Szacownej jubilatce z okazji sto czwartych urodzin życzenia składali osobiście wójt gminy Józef Tobiasz i wiceszefowa Urzędu Stanu Cywilnego  Małgorzata Basta.  Pani Maria przyjęła gości z wielką radością rewanżując się za kwiaty wspaniałymi opowieściami ze swojego długiego życia i śpiewem.

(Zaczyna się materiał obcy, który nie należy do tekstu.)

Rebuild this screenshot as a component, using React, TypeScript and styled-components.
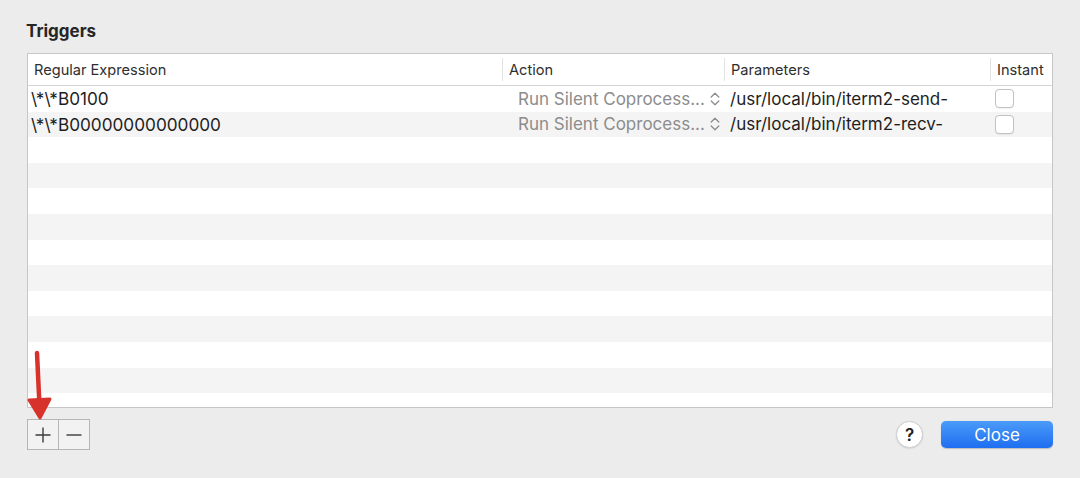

A wspomnienia pani Marii opowieści to kawał pięknej historii. Były opowieści o życiu i ciężkiej pracy na wsi, o powodzi z 1934 roku, o licznych pielgrzymkach do sanktuarium w Tuchowie, na które chodziła nawet boso, ale jak zaznacza „Bo się śpiwało i wesoło było iść”.  Swoje opowieści o pielgrzymkach przeplatała śpiewem pielgrzymkowych pieśni sprzed lat.  

- Rany Boskie, żebym jo tak teroz mogła… to bym furgała”… zakończyła swoją opowieść Pani Maria.

Życzymy więc Jubilatce, aby radość z życia i zdrowie towarzyszyły jej jak najdłużej.